Great Wall Motor Co unveiled its all-new brand of Ora electric vehicles last week, marking the first step taken by China's biggest SUV maker into the electro-mobility that is gaining momentum across the globe.

The move is seen as its response to the Chinese government's new more stringent requirements on fuel consumption and, more importantly, the increasingly attractive prospects for such vehicles.

The new brand is dedicated to producing and selling mini and small electric cars, said Ora General Manager Ning Shuyong, at the brand's launch ceremony held in Baoding, Hebei province, where Great Wall Motor is headquartered.

Ning, a former senior executive at Geely and its Volvo unit, said the urban young are Ora's target customers.

Ora's first model-a crossover called iQ, with a range of 360 km-is slated to hit the market during the Chengdu Motor Show in September.
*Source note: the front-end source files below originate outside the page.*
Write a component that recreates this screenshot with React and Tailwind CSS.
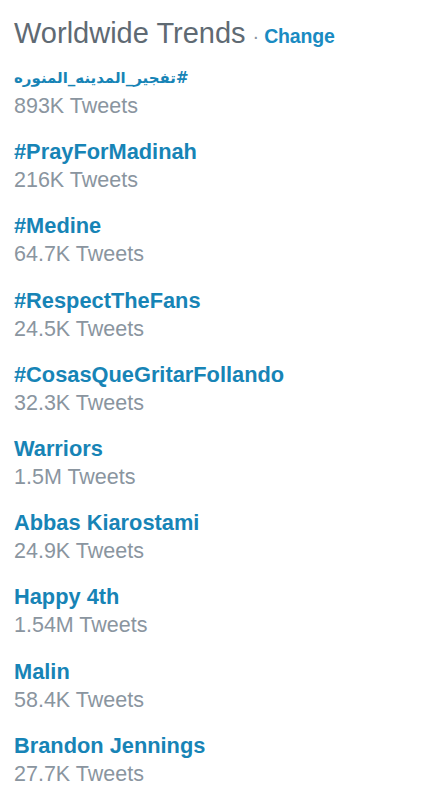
import React from "react";

const trends = [
  { name: "#تفجير_المدينه_المنوره", count: "893K Tweets", rtl: true },
  { name: "#PrayForMadinah", count: "216K Tweets" },
  { name: "#Medine", count: "64.7K Tweets" },
  { name: "#RespectTheFans", count: "24.5K Tweets" },
  { name: "#CosasQueGritarFollando", count: "32.3K Tweets" },
  { name: "Warriors", count: "1.5M Tweets" },
  { name: "Abbas Kiarostami", count: "24.9K Tweets" },
  { name: "Happy 4th", count: "1.54M Tweets" },
  { name: "Malin", count: "58.4K Tweets" },
  { name: "Brandon Jennings", count: "27.7K Tweets" },
];

export default function App() {
  return (
    <div
      className="min-h-[800px] w-[437px] bg-white pl-[14px] pt-[15px]"
      style={{ fontFamily: '"Liberation Sans", Arial, sans-serif' }}
    >
      <div className="flex items-baseline leading-[36px]">
        <span className="text-[29px] text-[#5f6a73]">Worldwide Trends</span>
        <span className="ml-[7px] text-[20px] text-[#8a959f]">·</span>
        <span className="ml-[5px] text-[19.5px] font-semibold tracking-[-0.2px] text-[#1a8bc2]">
          Change
        </span>
      </div>

      <ul className="mt-[10px]">
        {trends.map((t) => (
          <li key={t.name} className="mb-[18.2px]">
            <div
              className="text-[21.8px] font-bold leading-[28px] text-[#1784b6]"
              style={
                t.rtl
                  ? { fontFamily: '"DejaVu Sans", sans-serif', fontSize: "15px" }
                  : undefined
              }
            >
              {t.rtl ? <span dir="rtl">{t.name}</span> : t.name}
            </div>
            <div className="text-[21.5px] leading-[28px] text-[#8a959f]">{t.count}</div>
          </li>
        ))}
      </ul>
    </div>
  );
}
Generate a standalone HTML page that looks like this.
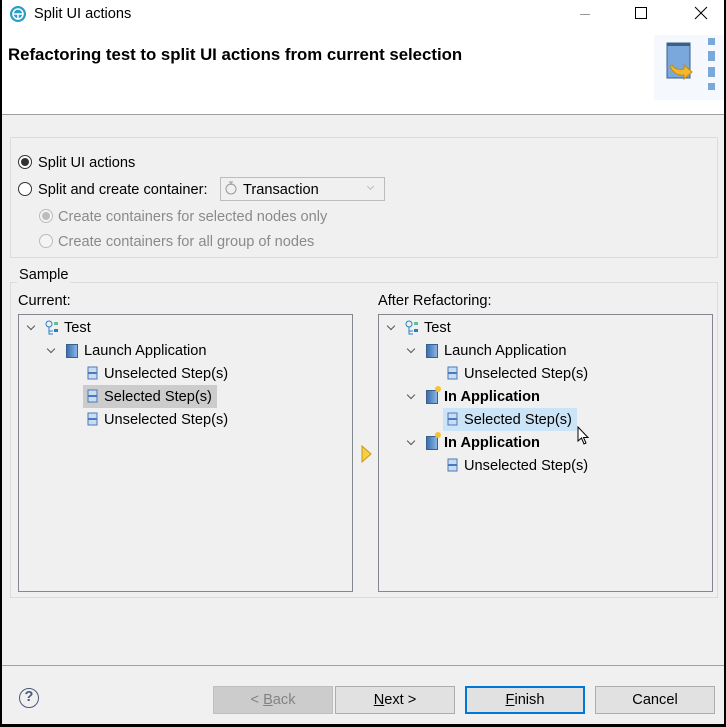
<!DOCTYPE html>
<html><head><style>
*{box-sizing:border-box}
body{margin:0;width:726px;height:727px;background:#000;font-family:"Liberation Sans",sans-serif;font-size:14.6px;color:#000;position:relative;overflow:hidden}
.win{position:absolute;left:2px;top:0;width:722px;height:724px;background:#f0f0f0}
.abs{position:absolute;white-space:nowrap}
.tb{position:absolute;left:0;top:0;width:722px;height:115px;background:#fff;border-bottom:1px solid #a0a0a0}
.grp{position:absolute;border:1px solid #dcdcdc}
.tree{position:absolute;border:1px solid #828790;background:#f0f0f0}
.radio{position:absolute;width:14px;height:14px;border-radius:50%;border:1px solid #333;background:#fff}
.radio.dis{border-color:#bcbcbc;background:#f4f4f4}
.btn{position:absolute;top:686px;height:28px;border:1px solid #adadad;background:#e1e1e1;text-align:center;line-height:26px;font-size:14.6px}
.chev{position:absolute;width:6px;height:6px;border-right:1.5px solid #555;border-bottom:1.5px solid #555;transform:rotate(45deg)}
.gray{color:#8a8a8a}
</style></head><body>
<div class="win">
<div class="tb"></div>
<svg class="abs" style="left:7px;top:5px" width="18" height="18"><circle cx="9" cy="9" r="8" fill="#2a9ec4"/><circle cx="9" cy="9" r="5" fill="none" stroke="#fff" stroke-width="1.5"/><path d="M4 9h10M9 9v5" stroke="#fff" stroke-width="1.5"/></svg>
<div class="abs" style="left:32px;top:6px">Split UI actions</div>
<div class="abs" style="left:578px;top:14px;width:10px;height:1px;background:#999"></div>
<div class="abs" style="left:633px;top:7px;width:12px;height:12px;border:1px solid #000"></div>
<svg class="abs" style="left:692px;top:6px" width="14" height="14"><path d="M1 1L13 13M13 1L1 13" stroke="#000" stroke-width="1"/></svg>
<div class="abs" style="left:6px;top:45px;font-weight:bold;font-size:16.8px">Refactoring test to split UI actions from current selection</div>
<svg class="abs" style="left:652px;top:35px" width="70" height="65"><rect x="0" y="0" width="70" height="65" fill="#eef4fb" opacity=".6"/><rect x="13" y="8" width="23" height="35" fill="#7aa8dc" stroke="#3a5f8c"/><rect x="13" y="8" width="23" height="3" fill="#3a5f8c"/><path d="M18 30q4 6 12 4l0-4 8 7-8 7v-4q-10 1-14-9z" fill="#f4b82a" stroke="#c48a10"/><rect x="54" y="3" width="7" height="7" fill="#7aa8d8"/><rect x="54" y="16" width="7" height="10" fill="#7aa8d8"/><rect x="54" y="32" width="7" height="10" fill="#7aa8d8"/><rect x="54" y="48" width="7" height="7" fill="#7aa8d8"/></svg>

<div class="grp" style="left:8px;top:137px;width:708px;height:121px"></div>
<div class="radio" style="left:16px;top:155px"><div style="position:absolute;left:2px;top:2px;width:8px;height:8px;border-radius:50%;background:#333"></div></div>
<div class="abs" style="left:36px;top:155px">Split UI actions</div>
<div class="radio" style="left:16px;top:182px"></div>
<div class="abs" style="left:36px;top:182px">Split and create container:</div>
<div class="abs" style="left:218px;top:177px;width:165px;height:24px;border:1px solid #bcbcbc;background:#f0f0f0"></div>
<svg class="abs" style="left:222px;top:180px" width="14" height="16"><circle cx="7" cy="9" r="5" fill="none" stroke="#999"/><path d="M5 2h4M7 2v3" stroke="#999"/></svg>
<div class="abs" style="left:241px;top:182px">Transaction</div>
<div class="chev" style="left:366px;top:184px;border-color:#bbb;width:5px;height:5px"></div>
<div class="radio dis" style="left:37px;top:209px"><div style="position:absolute;left:2px;top:2px;width:8px;height:8px;border-radius:50%;background:#bcbcbc"></div></div>
<div class="abs gray" style="left:56px;top:209px">Create containers for selected nodes only</div>
<div class="radio dis" style="left:37px;top:234px"></div>
<div class="abs gray" style="left:56px;top:234px">Create containers for all group of nodes</div>

<div class="grp" style="left:8px;top:282px;width:708px;height:316px"></div>
<div class="abs" style="left:15px;top:267px;background:#f0f0f0;padding:0 2px">Sample</div>
<div class="abs" style="left:16px;top:293px">Current:</div>
<div class="abs" style="left:376px;top:293px">After Refactoring:</div>
<div class="tree" style="left:16px;top:314px;width:335px;height:278px"></div>
<div class="tree" style="left:376px;top:314px;width:335px;height:278px"></div>

<div class="chev" style="left:26px;top:323px"></div>
<svg class="abs" style="left:42px;top:320px" width="16" height="16"><circle cx="5" cy="4" r="3" fill="none" stroke="#2a7fc4"/><path d="M5 7v7h4M5 11h4" stroke="#2a7fc4" fill="none"/><rect x="10" y="2" width="4" height="3" fill="#6b9"/><rect x="10" y="9" width="4" height="3" fill="#2a7fc4"/></svg>
<div class="abs" style="left:62px;top:320px">Test</div>
<div class="chev" style="left:46px;top:346px"></div>
<div class="abs" style="left:64px;top:344px;width:12px;height:14px;background:linear-gradient(90deg,#3a6fb0,#8bb4e4);border:1px solid #3a5f8c"></div>
<div class="abs" style="left:82px;top:343px">Launch Application</div>
<svg class="abs" style="left:85px;top:366px" width="12" height="14"><rect x="1" y="1" width="9" height="12" fill="#c9dcf2" stroke="#4a7ab8"/><path d="M1 7h9" stroke="#4a7ab8" stroke-width="2"/></svg>
<div class="abs" style="left:102px;top:366px">Unselected Step(s)</div>
<div class="abs" style="left:81px;top:385px;width:134px;height:23px;background:#cccccc"></div>
<svg class="abs" style="left:85px;top:389px" width="12" height="14"><rect x="1" y="1" width="9" height="12" fill="#c9dcf2" stroke="#4a7ab8"/><path d="M1 7h9" stroke="#4a7ab8" stroke-width="2"/></svg>
<div class="abs" style="left:102px;top:389px">Selected Step(s)</div>
<svg class="abs" style="left:85px;top:412px" width="12" height="14"><rect x="1" y="1" width="9" height="12" fill="#c9dcf2" stroke="#4a7ab8"/><path d="M1 7h9" stroke="#4a7ab8" stroke-width="2"/></svg>
<div class="abs" style="left:102px;top:412px">Unselected Step(s)</div>

<svg class="abs" style="left:359px;top:445px" width="12" height="18"><path d="M1 1L10 9L1 17Z" fill="#f6cf45" stroke="#c99a10"/></svg>

<div class="chev" style="left:386px;top:323px"></div>
<svg class="abs" style="left:402px;top:320px" width="16" height="16"><circle cx="5" cy="4" r="3" fill="none" stroke="#2a7fc4"/><path d="M5 7v7h4M5 11h4" stroke="#2a7fc4" fill="none"/><rect x="10" y="2" width="4" height="3" fill="#6b9"/><rect x="10" y="9" width="4" height="3" fill="#2a7fc4"/></svg>
<div class="abs" style="left:422px;top:320px">Test</div>
<div class="chev" style="left:406px;top:346px"></div>
<div class="abs" style="left:424px;top:344px;width:12px;height:14px;background:linear-gradient(90deg,#3a6fb0,#8bb4e4);border:1px solid #3a5f8c"></div>
<div class="abs" style="left:442px;top:343px">Launch Application</div>
<svg class="abs" style="left:445px;top:366px" width="12" height="14"><rect x="1" y="1" width="9" height="12" fill="#c9dcf2" stroke="#4a7ab8"/><path d="M1 7h9" stroke="#4a7ab8" stroke-width="2"/></svg>
<div class="abs" style="left:462px;top:366px">Unselected Step(s)</div>
<div class="chev" style="left:406px;top:392px"></div>
<div class="abs" style="left:424px;top:390px;width:12px;height:14px;background:linear-gradient(90deg,#3a6fb0,#8bb4e4);border:1px solid #3a5f8c"></div>
<div class="abs" style="left:433px;top:386px;width:6px;height:6px;border-radius:50%;background:#f4c430"></div>
<div class="abs" style="left:442px;top:389px;font-weight:bold">In Application</div>
<div class="abs" style="left:441px;top:408px;width:134px;height:23px;background:#cce4f7"></div>
<svg class="abs" style="left:445px;top:412px" width="12" height="14"><rect x="1" y="1" width="9" height="12" fill="#c9dcf2" stroke="#4a7ab8"/><path d="M1 7h9" stroke="#4a7ab8" stroke-width="2"/></svg>
<div class="abs" style="left:462px;top:412px">Selected Step(s)</div>
<svg class="abs" style="left:575px;top:426px" width="14" height="20"><path d="M1 1L1 15L4.5 12L7 18L9 17L6.5 11.5L11 11.5Z" fill="#fff" stroke="#000"/></svg>
<div class="chev" style="left:406px;top:438px"></div>
<div class="abs" style="left:424px;top:436px;width:12px;height:14px;background:linear-gradient(90deg,#3a6fb0,#8bb4e4);border:1px solid #3a5f8c"></div>
<div class="abs" style="left:433px;top:432px;width:6px;height:6px;border-radius:50%;background:#f4c430"></div>
<div class="abs" style="left:442px;top:435px;font-weight:bold">In Application</div>
<svg class="abs" style="left:445px;top:458px" width="12" height="14"><rect x="1" y="1" width="9" height="12" fill="#c9dcf2" stroke="#4a7ab8"/><path d="M1 7h9" stroke="#4a7ab8" stroke-width="2"/></svg>
<div class="abs" style="left:462px;top:458px">Unselected Step(s)</div>

<div class="abs" style="left:0;top:665px;width:722px;height:1px;background:#a0a0a0"></div>
<div class="abs" style="left:17px;top:688px;width:20px;height:20px;border:1.5px solid #4a5a78;border-radius:50%;text-align:center;line-height:17px;color:#4a5a78;font-weight:bold">?</div>
<div class="btn" style="left:211px;width:120px;background:#cccccc;border-color:#bfbfbf;color:#838383">&lt; <u>B</u>ack</div>
<div class="btn" style="left:333px;width:120px"><u>N</u>ext &gt;</div>
<div class="btn" style="left:463px;width:120px;border:2px solid #0078d7;line-height:24px"><u>F</u>inish</div>
<div class="btn" style="left:593px;width:120px">Cancel</div>
</div>
</body></html>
Another two models, the R1 and R2, are scheduled to roll off the assembly line in 2019.

Though not among the first Chinese automakers to offer electric cars, Ning said Ora has set itself the goal of becoming a leader in small electric vehicles.

"Unlike many others, we do not produce electric cars on gasoline car platforms; we do not produce cars because of subsidies. We are more concerned about the market after the subsidies are phased out," Ning added.

China has been offering subsidies since 2009 to stimulate the development of new energy vehicles, and such financial stimuli have since accounted for a sizable chunk of many electric carmakers' revenues.

But it has decided to withdraw the subsidies by the end of 2020.

Analysts said the Ora brand will help Great Wall Motor to cut the overall fuel consumption of its SUVs and meet China's demand that carmakers must amass credits for their new energy vehicles, equivalent to 10 percent of annual sales by 2019 and 12 percent in 2020.

Without major moves into new energy vehicles, Great Wall Motor would most likely have had to buy credits from others because of its focus on SUVs, they added.

Great Wall Motor said, however, that its ambition goes beyond meeting credit requirements.

Convinced that smart new energy vehicles are the future of the automotive sector, the carmaker said it set up the team for such vehicles a decade ago and has since spent around 10 billion yuan ($1.5 billion) on research and development of such platforms and models, as well as connectivity and autonomous driving.

Including the Ora-branded small electric cars, the carmaker is planning to introduce a total of 12 models by 2025, including Mini-branded electric cars in its partnership with BMW, as well offering larger-sized plug-in hybrids and fuel-cell cars under its Haval and Wey brands.

Earlier this year Reuters reported that Great Wall Motor aims to more than double its annual sales to 2 million vehicles by 2025, with roughly a third of those expected to be all-electric battery cars.

At the Ora launch Zhang Wenhui, a vice-president of the carmaker, said the auto industry will see dramatic changes in the coming years, with sales of new energy passenger cars in China reaching 2.5 million around 2022, accounting for 10 percent of total passenger car sales.

He added that ride-hailing, car-sharing as well as autonomous driving will also become commonplace in people's daily mobility, and that prospect has galvanized Great Wall Motor into putting mobility services alongside its SUV and new energy vehicle strategies within its five-year business plan.

Among other initiatives, the carmaker will build a fleet of 200,000 new energy vehicles for ride-hailing and car-sharing services in 200 cities around the country by 2020, Zhang said.